En parallèle, les cadres institutionnels du livre doivent se structurer pour accompagner le développement de leurs marchés : cela passe d’abord par la création systématique de directions du livre dans les pays où il n’y en a pas ou par la réhabilitation ou le renforcement des réseaux de lecture publique, généralement en manque de renouvellement et d’entretien. Tout cela doit participer à remettre le livre en avant, par rapport à d’autres biens culturels souvent au premier plan dans les pays d’Afrique de l’Ouest, comme la musique ou l’audiovisuel. Cela passera par la capacité à accueillir les nouvelles pratiques numériques, par le développement d’infrastructures et de réseaux adaptés, dans une région où le taux d’utilisation d’Internet moyen était de 24 % de la population en 2017.

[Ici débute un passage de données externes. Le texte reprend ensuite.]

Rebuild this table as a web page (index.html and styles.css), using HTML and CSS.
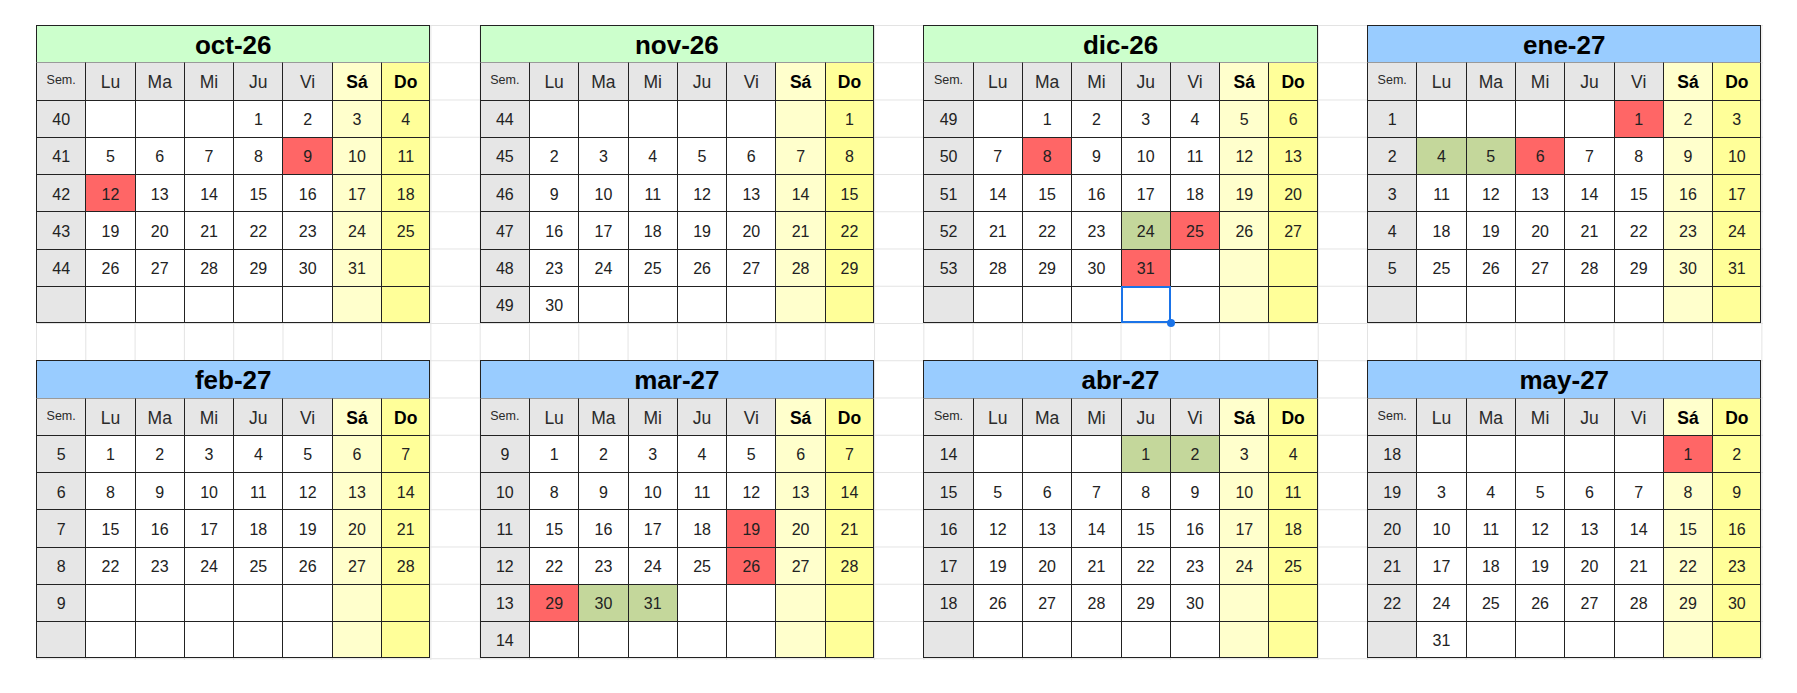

Une perspective : le doublement du marché

Une vision optimiste de tous ces facteurs permet d’envisager un doublement du marché du livre en langue française en 2030, à plus de 260 millions d’euros des revenus de ventes de livres francophones édités localement, et un marché multiplié par quatre en 2050 à plus de 500 millions d’euros de revenus. Ce scénario du rayonnement peut être nuancé par une vision pessimiste selon laquelle les menaces identifiées auraient pris le dessus et contiendraient le marché à hauteur de 280 millions d’euros en 2050 : une croissance tout de même, mais bien inférieure, ne permettant pas de réaliser tout le potentiel du marché. Ce potentiel est un des principaux moteurs du marché mondial du livre en langue française. Il appelle à une mobilisation régionale avec la coordination des pays voisins sur des actions communes, par exemple sur la lutte contre le piratage. Il appelle aussi à une mobilisation francophone, principalement pour accompagner le développement des acteurs qui font vivre l’économie du livre, pour faire face aux enjeux éducatifs majeurs en cours et à venir.